What Is A Commercial Loan?

A commercial loan is financing for a business purpose, such as purchasing real estate, equipment, inventory, or covering operating expenses. Banks, credit unions, and online lenders offer commercial loans. The most common types are term loans, lines of credit, and SBA loans. Amounts can range from a few thousand to several million dollars.

Commercial Loans are provided to businesses and not consumers. The loan terms, qualification requirements, and rates depend on factors like the loan type, amount, purpose, and the lender. Commercial loans require extensive documentation and rigorous underwriting compared to consumer loans.

How Credit Scores Are Used In Commercial Lending

Commercial lenders analyze your personal and business credit reports and scores as part of the loan application review. They want to see that you’ve managed your personal and business finances responsibly. This gives them confidence you’ll be able to repay the loan per the terms.

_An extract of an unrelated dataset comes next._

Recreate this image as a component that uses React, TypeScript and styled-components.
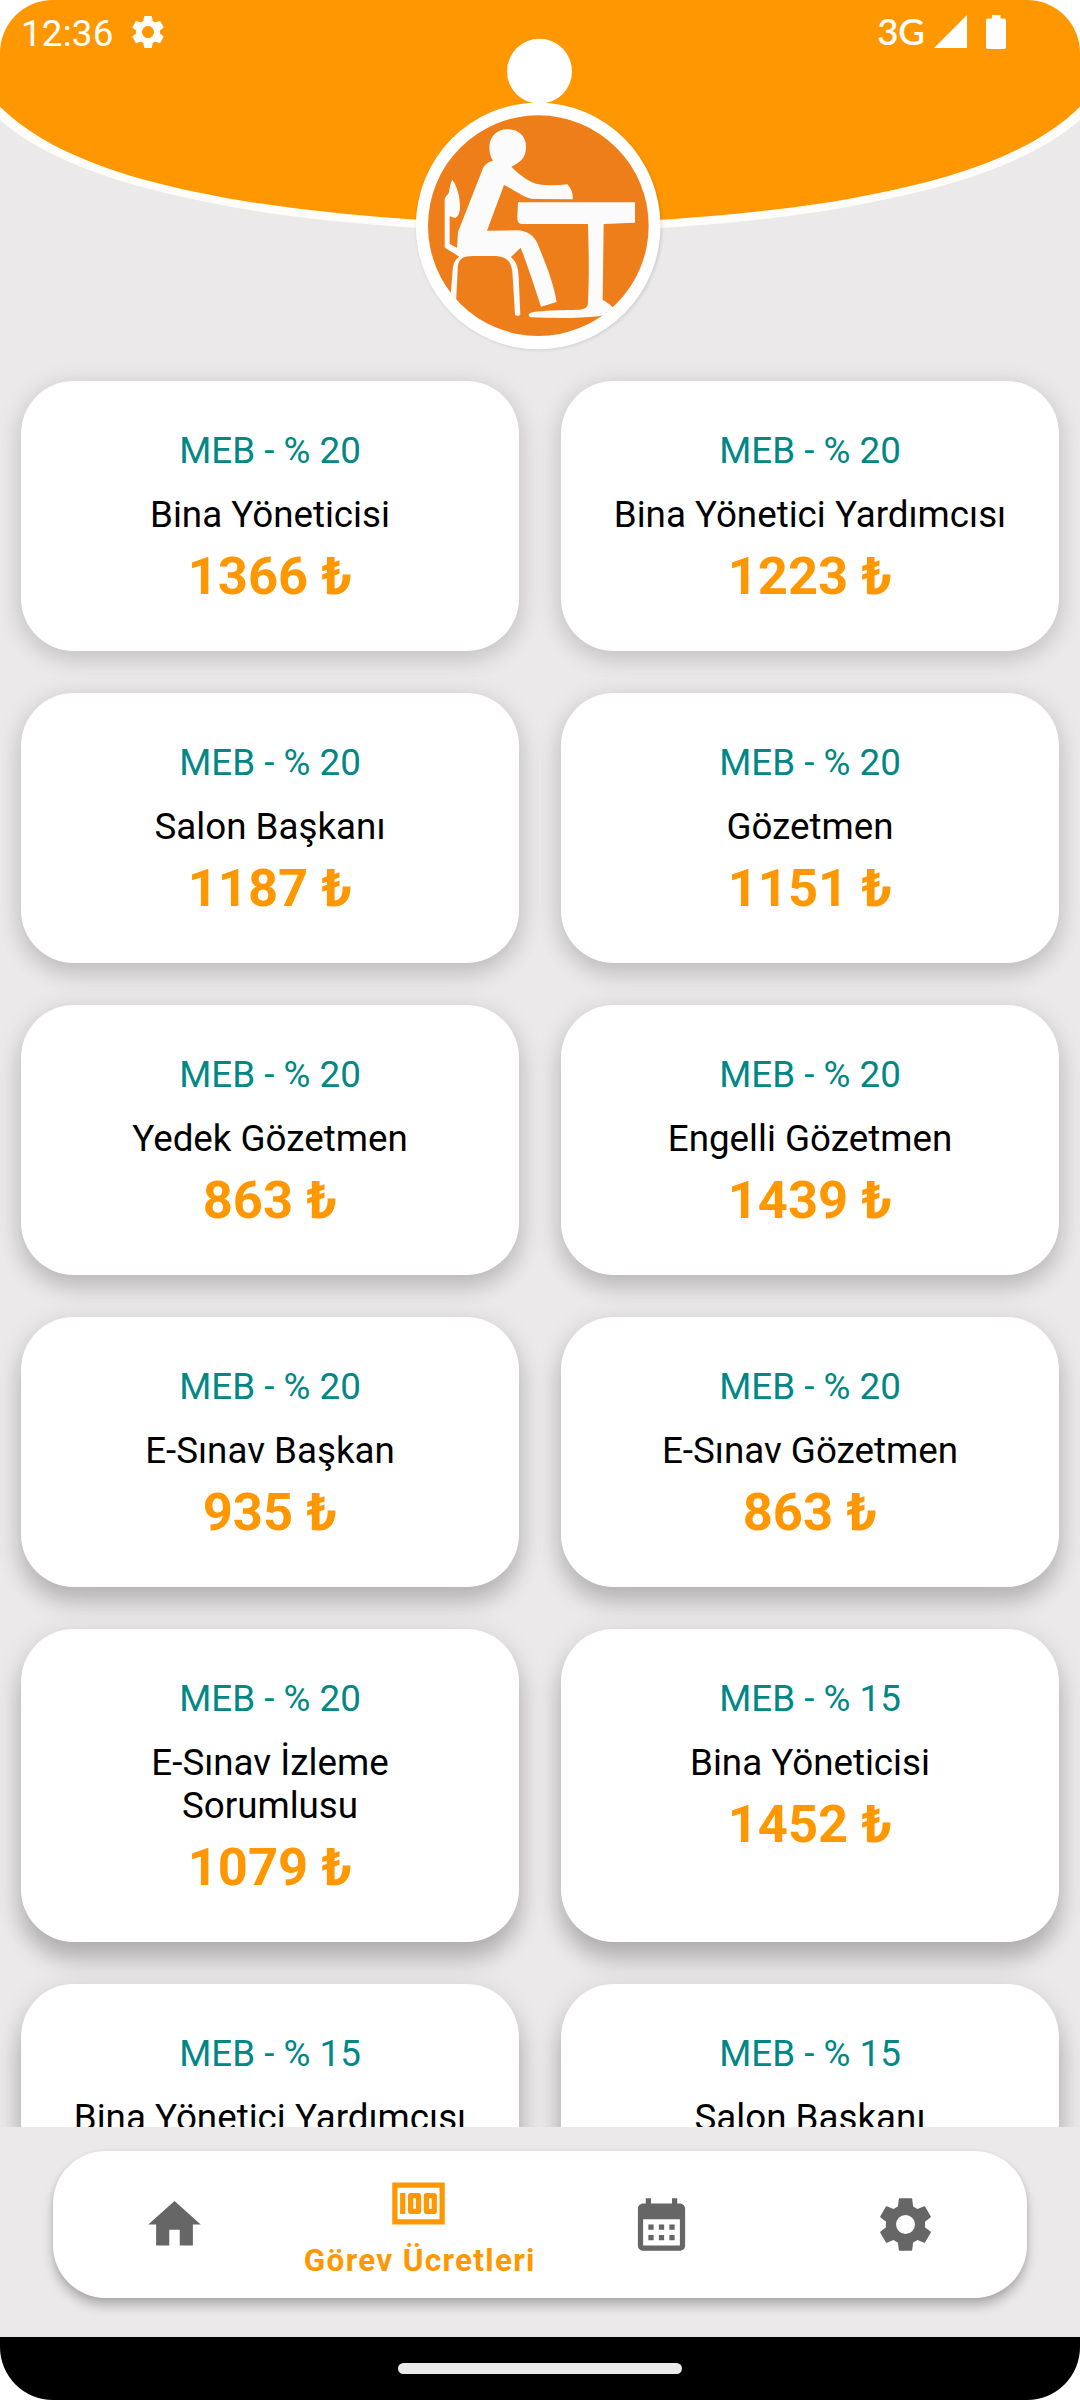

While criteria vary between lenders, most have minimum credit score thresholds for approval, such as a FICO Score of 680 or higher. The higher your scores, the better your chances of approval and securing favorable loan terms. Weaker scores can lead to denial or higher rates and fees.

Your Personal Credit Scores

Even though it’s business financing, lenders evaluate your personal credit because your scores reflect how you’ve managed financial obligations in the past. FICO and VantageScore are the most used credit scoring models. Scores range from 300 to 850. You’ll need good to excellent personal scores for most commercial loans.

If you’re a small business owner, your personal scores carry the most weight. With larger companies, lenders look at the scores of key executives. Spouses may also be evaluated if they have an ownership stake or are guarantors.

Building your personal credit is wise before seeking a commercial loan. Pay all bills on time, lower balances, and correct any errors on your credit reports. You can check your latest scores for free so you know where you stand.

Business Credit Scores

Lenders also review business credit reports from Experian, Equifax, and Dun & Bradstreet. These provide an in-depth look at your company’s payment history with vendors and creditors.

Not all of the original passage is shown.